Беспокойники города Питера | страница 89
Гоосс не считал себя обиженным жизнью, ибо чувствовал, что как художник развивается, и шел по пути успеха (или ему так казалось). Он был жизнелюбив по всем пунктам: выпивки с друзьями, гашиш, женщины и живопись, живопись, живопись. Он бы обиделся, если бы ему сказали, что он обижен. Но на дне души скопилось немало ужаса и горечи. Иногда они проникали на полотна, и именно эти холсты постоянно оказывались наиболее впечатляющими и интересными. А дальше уже идет работа естественного отбора, ибо среди произведений искусства тоже действует естественный отбор.
Гоосс постоянно экспериментировал, ему всегда казалось, что главные находки — еще впереди, и это, вообще говоря, признак здоровья. Он не пытался закрепить свои удачи простым тиражированием. Поэтому полотен, которые можно напрямую соотнести с экспрессионизмом, немного, но они самые впечатляющие. Это его собственный экспрессионизм, он сам к нему пришел. Нужно сказать, что во всех полотнах Гоосса, независимо от манеры, в которой они написаны, присутствуют экспрессия и энергетика, все его работы очень активны и часто агрессивны.

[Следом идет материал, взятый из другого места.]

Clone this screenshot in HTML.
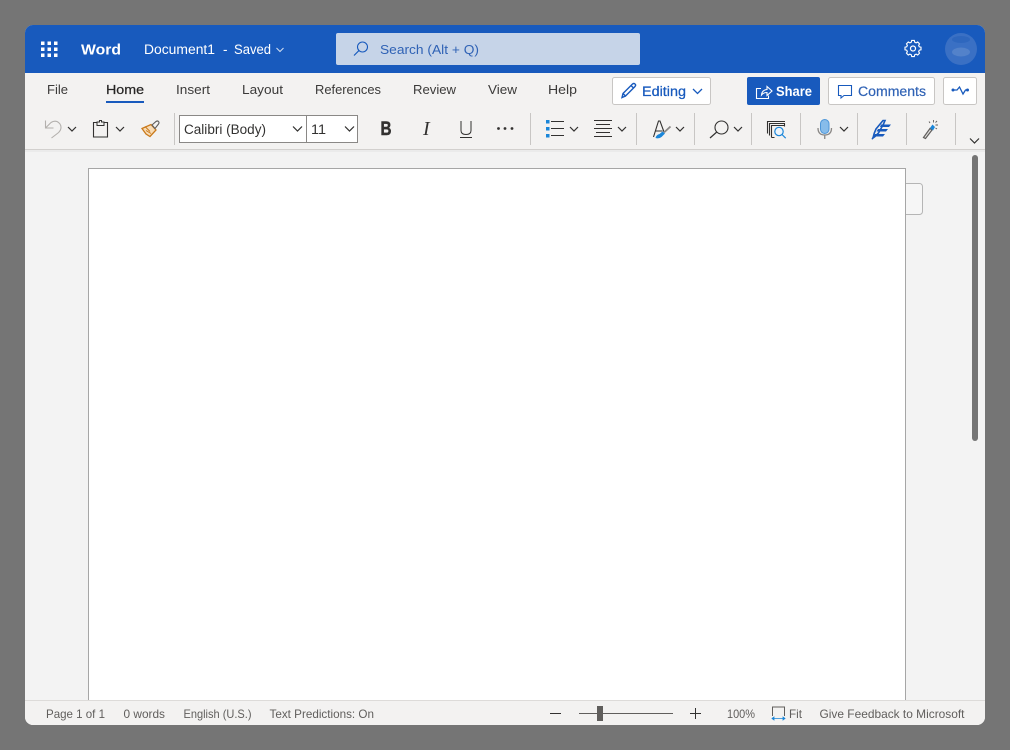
<!DOCTYPE html>
<html lang="en">
<head>
<meta charset="utf-8">
<title>Word</title>
<style>
html,body{margin:0;padding:0;width:1010px;height:750px;overflow:hidden;background:#757575}
svg{display:block;position:absolute;left:0;top:0}
text{font-family:"Liberation Sans",sans-serif}
.tab{font-size:13px;fill:#3b3a39}
.st{font-size:12px;fill:#605e5c}
.chev{fill:none;stroke:#323130;stroke-width:1.2}
.sep{stroke:#c8c6c4;stroke-width:1}
</style>
</head>
<body>
<svg width="1010" height="750" viewBox="0 0 1010 750" xmlns="http://www.w3.org/2000/svg">
<rect x="0" y="0" width="1010" height="750" fill="#757575"/>
<clipPath id="win"><rect x="25" y="25" width="960" height="700" rx="8"/></clipPath>
<g clip-path="url(#win)">
<rect x="25" y="25" width="960" height="700" fill="#f3f3f3"/>
<rect x="25" y="25" width="960" height="48" fill="#185abd"/>
<rect x="25" y="73" width="960" height="77" fill="#f3f2f1"/>
<rect x="25" y="149" width="960" height="1" fill="#d2d0ce"/>
<rect x="25" y="150" width="960" height="2" fill="#ebebeb"/>

<!-- comment stub -->
<rect x="895" y="183.500" width="27.500" height="31" rx="3" fill="#f6f6f6" stroke="#b5b5b5"/>
<!-- page -->
<rect x="88.500" y="168.500" width="817" height="540" fill="#fff" stroke="#a6a6a6"/>
<!-- scrollbar -->
<rect x="972" y="155" width="6" height="286" rx="3" fill="#757575"/>

<!-- status -->
<rect x="25" y="700" width="960" height="25" fill="#f3f2f1"/>
<rect x="25" y="700" width="960" height="1" fill="#dddbd9"/>
</g>

<!-- waffle -->
<g fill="#fff">
<rect x="41" y="41.500" width="3.500" height="3.500"/><rect x="47.500" y="41.500" width="3.500" height="3.500"/><rect x="54" y="41.500" width="3.500" height="3.500"/>
<rect x="41" y="47.500" width="3.500" height="3.500"/><rect x="47.500" y="47.500" width="3.500" height="3.500"/><rect x="54" y="47.500" width="3.500" height="3.500"/>
<rect x="41" y="53.500" width="3.500" height="3.500"/><rect x="47.500" y="53.500" width="3.500" height="3.500"/><rect x="54" y="53.500" width="3.500" height="3.500"/>
</g>
<text x="81" y="54.500" font-size="15" font-weight="700" fill="#fff" textLength="40" lengthAdjust="spacingAndGlyphs">Word</text>
<text x="144" y="54" font-size="13.500" fill="#fff" textLength="71" lengthAdjust="spacingAndGlyphs">Document1</text>
<text x="223" y="54" font-size="13.500" fill="#fff">-</text>
<text x="234" y="54" font-size="13.500" fill="#fff" textLength="37" lengthAdjust="spacingAndGlyphs">Saved</text>
<path d="M276.500 48l3.500 3.500 3.500-3.500" fill="none" stroke="#d5e0f2" stroke-width="1"/>

<!-- search -->
<rect x="336" y="33" width="304" height="32" rx="2" fill="#c6d4e8"/>
<circle cx="362.500" cy="47" r="5" fill="none" stroke="#185abd" stroke-width="1.100"/>
<path d="M359 50.500L354 55.500" fill="none" stroke="#185abd" stroke-width="1.200"/>
<text x="380" y="54" font-size="13" fill="#2f62b5" textLength="99" lengthAdjust="spacingAndGlyphs">Search (Alt + Q)</text>

<!-- gear -->
<g fill="none" stroke="#fff">
<circle cx="913" cy="48.500" r="2.500" stroke-width="1.200"/>
<path transform="translate(913 48.500) scale(.87) translate(-913 -50.700)" d="M911.500 41.500h3l.5 2 1.600.7 1.800-1 2.100 2.100-1 1.800.7 1.600 2 .5v3l-2 .5-.7 1.600 1 1.800-2.100 2.100-1.800-1-1.600.7-.5 2h-3l-.5-2-1.600-.7-1.800 1-2.100-2.100 1-1.800-.7-1.600-2-.5v-3l2-.5.7-1.600-1-1.800 2.100-2.100 1.800 1 1.600-.7z" stroke-width="1.300"/>
</g>
<!-- avatar -->
<circle cx="961" cy="49" r="16" fill="#3a70c4"/>
<ellipse cx="961" cy="39.500" rx="9" ry="3.500" fill="#2e67be"/>
<ellipse cx="961" cy="52" rx="9" ry="4.500" fill="#5382ca"/>

<!-- tabs -->
<text class="tab" x="47" y="94" textLength="21" lengthAdjust="spacingAndGlyphs">File</text>
<text class="tab" x="106" y="94" textLength="38" lengthAdjust="spacingAndGlyphs" style="stroke:#323130;stroke-width:.25;fill:#252423">Home</text>
<rect x="106" y="101" width="38" height="2" fill="#185abd"/>
<text class="tab" x="176" y="94" textLength="34" lengthAdjust="spacingAndGlyphs">Insert</text>
<text class="tab" x="242" y="94" textLength="41" lengthAdjust="spacingAndGlyphs">Layout</text>
<text class="tab" x="315" y="94" textLength="66" lengthAdjust="spacingAndGlyphs">References</text>
<text class="tab" x="413" y="94" textLength="43" lengthAdjust="spacingAndGlyphs">Review</text>
<text class="tab" x="488" y="94" textLength="29" lengthAdjust="spacingAndGlyphs">View</text>
<text class="tab" x="548" y="94" textLength="29" lengthAdjust="spacingAndGlyphs">Help</text>

<!-- editing -->
<rect x="612.500" y="77.500" width="98" height="27" rx="2" fill="#fff" stroke="#c8c6c4"/>
<path d="M622 97.500l1-4 9.500-9.500q1.300-1 2.500 0t0 2.500l-9.500 9.500zM623 93.500l3 3M631 85.500l3 3" fill="none" stroke="#185abd" stroke-width="1.400"/>
<text x="642" y="96" font-size="13.500" fill="#185abd" stroke="#185abd" stroke-width=".25" textLength="44" lengthAdjust="spacingAndGlyphs">Editing</text>
<path d="M693 89l4.500 4.500 4.500-4.500" fill="none" stroke="#185abd" stroke-width="1.300"/>

<!-- share -->
<rect x="747" y="77" width="73" height="28" rx="2" fill="#185abd"/>
<path d="M761 88.500h-4.500v10h12v-3" fill="none" stroke="#fff" stroke-width="1.100"/>
<path d="M761.500 95q.5-5 5.500-5.500v-3l5 4.500-5 4.500v-3q-3.500 0-5.500 2.500z" fill="none" stroke="#fff" stroke-width="1.100"/>
<text x="776" y="96" font-size="13.500" font-weight="700" fill="#fff" textLength="36" lengthAdjust="spacingAndGlyphs">Share</text>

<!-- comments -->
<rect x="828.500" y="77.500" width="106" height="27" rx="2" fill="#fff" stroke="#c8c6c4"/>
<path d="M838.500 85.500h13v10h-7.500l-3 2.500v-2.500h-2.500z" fill="none" stroke="#185abd" stroke-width="1.100"/>
<text x="858" y="96" font-size="13.500" fill="#2f62b5" stroke="#2f62b5" stroke-width=".2" textLength="68" lengthAdjust="spacingAndGlyphs">Comments</text>

<!-- activity -->
<rect x="943.500" y="77.500" width="33" height="27" rx="2" fill="#fff" stroke="#c8c6c4"/>
<path d="M953 90h4l2.500-3 3.500 7 2.500-4h2.500" fill="none" stroke="#185abd" stroke-width="1.300"/>
<circle cx="953" cy="90" r="1.500" fill="#185abd"/><circle cx="967.500" cy="90" r="1.500" fill="#185abd"/>

<!-- separators -->
<g class="sep">
<line x1="174.500" y1="113" x2="174.500" y2="145"/>
<line x1="530.500" y1="113" x2="530.500" y2="145"/>
<line x1="636.500" y1="113" x2="636.500" y2="145"/>
<line x1="694.500" y1="113" x2="694.500" y2="145"/>
<line x1="751.500" y1="113" x2="751.500" y2="145"/>
<line x1="800.500" y1="113" x2="800.500" y2="145"/>
<line x1="857.500" y1="113" x2="857.500" y2="145"/>
<line x1="906.500" y1="113" x2="906.500" y2="145"/>
<line x1="955.500" y1="113" x2="955.500" y2="145"/>
</g>

<!-- undo -->
<path d="M45.500 120.500v7.500h8M45.500 128L51 122.500q3-2 6-1 4 2 4 6 0 3-3 5.500l-6.500 5" fill="none" stroke="#b3b0ad" stroke-width="1.100"/>
<path class="chev" d="M68 127l4 4 4-4"/>
<!-- clipboard -->
<path d="M97 122.500h-3.500v14.500h14v-14.500h-3.500" fill="none" stroke="#323130" stroke-width="1.100"/>
<path d="M97 125.500v-3.500h2.500v-1.500h2v1.500h2.500v3.500z" fill="#f3f2f1" stroke="#323130" stroke-width="1"/>
<path class="chev" d="M116 127l4 4 4-4"/>
<!-- format painter -->
<path d="M142 128.500l9-4 5 5.500-6 6.500-4-2.500z" fill="#f8dcb6" stroke="#ca7a1b" stroke-width="1.300"/>
<path d="M146 130.500l5 3M145 126.500l5 5" stroke="#ca7a1b" fill="none"/>
<path d="M152 125l4-3.500q1.500-1 2.500 0t0 2.500l-3.500 4.500z" fill="#f3f2f1" stroke="#605e5c" stroke-width="1.100"/>

<!-- font boxes -->
<rect x="179.500" y="115.500" width="178" height="27" fill="#fff" stroke="#8a8886"/>
<line x1="306.500" y1="115" x2="306.500" y2="143" stroke="#8a8886"/>
<text x="184" y="134" font-size="13.500" fill="#323130" textLength="82" lengthAdjust="spacingAndGlyphs">Calibri (Body)</text>
<path class="chev" d="M293 126.500l4.500 4.500 4.500-4.500"/>
<text x="311" y="134" font-size="13.500" fill="#323130" textLength="15" lengthAdjust="spacingAndGlyphs">11</text>
<path class="chev" d="M345 126.500l4.500 4.500 4.500-4.500"/>

<!-- B I U -->
<text x="380.500" y="135" font-size="19.500" font-weight="700" fill="#323130" stroke="#323130" stroke-width=".5" textLength="11" lengthAdjust="spacingAndGlyphs">B</text>
<text x="423" y="135" font-size="20" style="font-family:'Liberation Serif',serif;font-style:italic" fill="#323130">I</text>
<path d="M461 121v9.500q0 4 5 4t5-4V121" fill="none" stroke="#323130" stroke-width="1"/>
<rect x="460" y="137" width="12" height="1" fill="#323130"/>
<g fill="#323130"><circle cx="498.500" cy="128.500" r="1.400"/><circle cx="505" cy="128.500" r="1.400"/><circle cx="512" cy="128.500" r="1.400"/></g>

<!-- bullets -->
<g fill="#1a86d9"><rect x="546" y="120" width="3.500" height="3.500"/><rect x="546" y="127" width="3.500" height="3.500"/><rect x="546" y="134" width="3.500" height="3.500"/></g>
<g stroke="#323130" stroke-width="1"><line x1="551" y1="121.500" x2="564" y2="121.500"/><line x1="551" y1="128.500" x2="564" y2="128.500"/><line x1="551" y1="135.500" x2="564" y2="135.500"/></g>
<path class="chev" d="M570 127l4 4 4-4"/>
<!-- align -->
<g stroke="#323130" stroke-width="1"><line x1="594" y1="120.500" x2="612" y2="120.500"/><line x1="596" y1="124.500" x2="610" y2="124.500"/><line x1="594" y1="128.500" x2="612" y2="128.500"/><line x1="596" y1="132.500" x2="610" y2="132.500"/><line x1="594" y1="136.500" x2="612" y2="136.500"/></g>
<path class="chev" d="M618 127l4 4 4-4"/>
<!-- styles A -->
<path d="M653.500 137l5-16h1.500l4 11M655.500 131h7" fill="none" stroke="#323130" stroke-width="1.100"/>
<path d="M655.500 138q3.500 1 6-1l3.500-3.500-2.500-2-3 2.500q-3 .5-4 4z" fill="#1a86d9"/>
<path d="M664 132.500l6.500-6" fill="none" stroke="#8a8886" stroke-width="1.800"/>
<path class="chev" d="M676 127l4 4 4-4"/>
<!-- find -->
<circle cx="721.500" cy="127.500" r="6.500" fill="none" stroke="#323130" stroke-width="1.100"/>
<path d="M716.800 132L710 138" stroke="#323130" stroke-width="1.200" fill="none"/>
<path class="chev" d="M734 127l4 4 4-4"/>
<!-- researcher -->
<path d="M767.500 133.500v-12h17.500M769.500 135.500v-12h15v3M771.500 137.500v-12h13v1M771.500 137.500h3" fill="none" stroke="#323130" stroke-width="1.100"/>
<circle cx="779" cy="131.500" r="4.200" fill="#eef5fb" stroke="#1a86d9" stroke-width="1.200"/>
<path d="M782 134.500l3.700 3.700" stroke="#1a86d9" stroke-width="1.200" fill="none"/>
<!-- mic -->
<rect x="820.500" y="119.500" width="8.500" height="14" rx="4.250" fill="#87bcea" stroke="#4d96d9" stroke-width="1"/>
<path d="M818 128q0 7 6.750 7t6.750-7M824.750 135v4" fill="none" stroke="#8a8886" stroke-width="1.300"/>
<path class="chev" d="M840 127l4 4 4-4"/>
<!-- designer -->
<path d="M873 138q1-5 3-9l7-8.500h2l-1.500 3.500-5 9-3.500 3.500z" fill="none" stroke="#185abd" stroke-width="1.600"/>
<path d="M881 124.500h10l-2 2.500h-9zM878 129h10l-2 2.500h-9.500zM875 134h10l-2 2.500h-9.500z" fill="#185abd"/>
<path d="M872 139l3-4" stroke="#185abd" stroke-width="1.400"/>
<!-- wand -->
<path d="M923.500 137.500l6.500-9 2 1.500-6.500 8.500z" fill="#e1dfdd" stroke="#605e5c" stroke-width="1.200"/>
<path d="M930 128l2.500-3.500 2.500 2.500-2 3.500z" fill="#1a86d9"/>
<path d="M933.500 120v2.500M938 125h-2.500M929 121.500l1 1.500M937 121l-1.500 1.500M937 129l-1.500-1" stroke="#605e5c" stroke-width=".9" fill="none"/>
<!-- expand -->
<path class="chev" d="M970 138.500l4.500 4.500 4.500-4.500"/>

<!-- status -->
<text class="st" x="46" y="718" textLength="59" lengthAdjust="spacingAndGlyphs">Page 1 of 1</text>
<text class="st" x="123.500" y="718" textLength="41.500" lengthAdjust="spacingAndGlyphs">0 words</text>
<text class="st" x="183.500" y="718" textLength="68" lengthAdjust="spacingAndGlyphs">English (U.S.)</text>
<text class="st" x="269.500" y="718" textLength="104.500" lengthAdjust="spacingAndGlyphs">Text Predictions: On</text>
<rect x="550" y="713" width="11" height="1" fill="#323130"/>
<rect x="579" y="713" width="94" height="1" fill="#605e5c"/>
<rect x="597" y="706" width="6" height="15" fill="#605e5c"/>
<rect x="690" y="713" width="11" height="1" fill="#323130"/>
<rect x="695" y="708" width="1" height="11" fill="#323130"/>
<text class="st" x="727" y="718" textLength="28" lengthAdjust="spacingAndGlyphs">100%</text>
<path d="M772.500 716v-9h12v9" fill="none" stroke="#605e5c" stroke-width="1"/>
<path d="M772 718.500h13M772 718.500l2-1.500v3zM785 718.500l-2-1.500v3z" fill="#1a86d9" stroke="#1a86d9" stroke-width=".8"/>
<text class="st" x="789" y="718" textLength="13" lengthAdjust="spacingAndGlyphs">Fit</text>
<text class="st" x="819.500" y="718" textLength="145" lengthAdjust="spacingAndGlyphs">Give Feedback to Microsoft</text>
</svg>
</body>
</html>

Вот автопортрет. Небольшой, 30x40, холст, масло. Темноватый, в основном в лилово-серых и зеленовато-серых тонах. Написан в конце семидесятых. Лицо асимметрично: и по общим контурам, и по каждой отдельной мелочи. Все линии деформированы, это, собственно, не лицо, а гримаса — очень качественно прописанная гримаса. Мимика кажется конвульсивной, но это неточно. Точнее так: конвульсии были раньше, а лицо хранит их следы. Гамма эмоций сложная, но прежде всего — это лицо человека страдающего. Немой крик (да простит мне читатель этот заезженный оксюморон).
Первая реакция зрителя: подумаешь, лицо страдающее! Видели много раз.
Но отвернуться и отойти почему-то не хочется. В чем дело? В том, что притаилось в глубине портрета — что-то невероятно сложное, интересное и страшное. Какая-то завораживающая жуть. И понять, что там именно, не получается, и отвернуться не хочется.
Обычно, если зрителю кажется, что портрет таит какую-то глубь, он видит ее в глазах. А здесь глубина и в любом кусочке холста, и в полотне в целом — работает каждый квадратный сантиметр. И никак не отойти в сторону, ибо портрет прекрасен. Некрасив, но прекрасен. И зритель с удивлением может повторить слова Миссимы:
— Неужто нечто, настолько лишенное красоты, может быть прекрасным?
На всякий случай прошу прощения у читателя за возможные неточности в описании портрета: я видел его на выставке более двадцати лет назад. И вот ведь как врезался в память! Таков стихийный экспрессионизм Гоосса, экспрессионизм с человеческим лицом.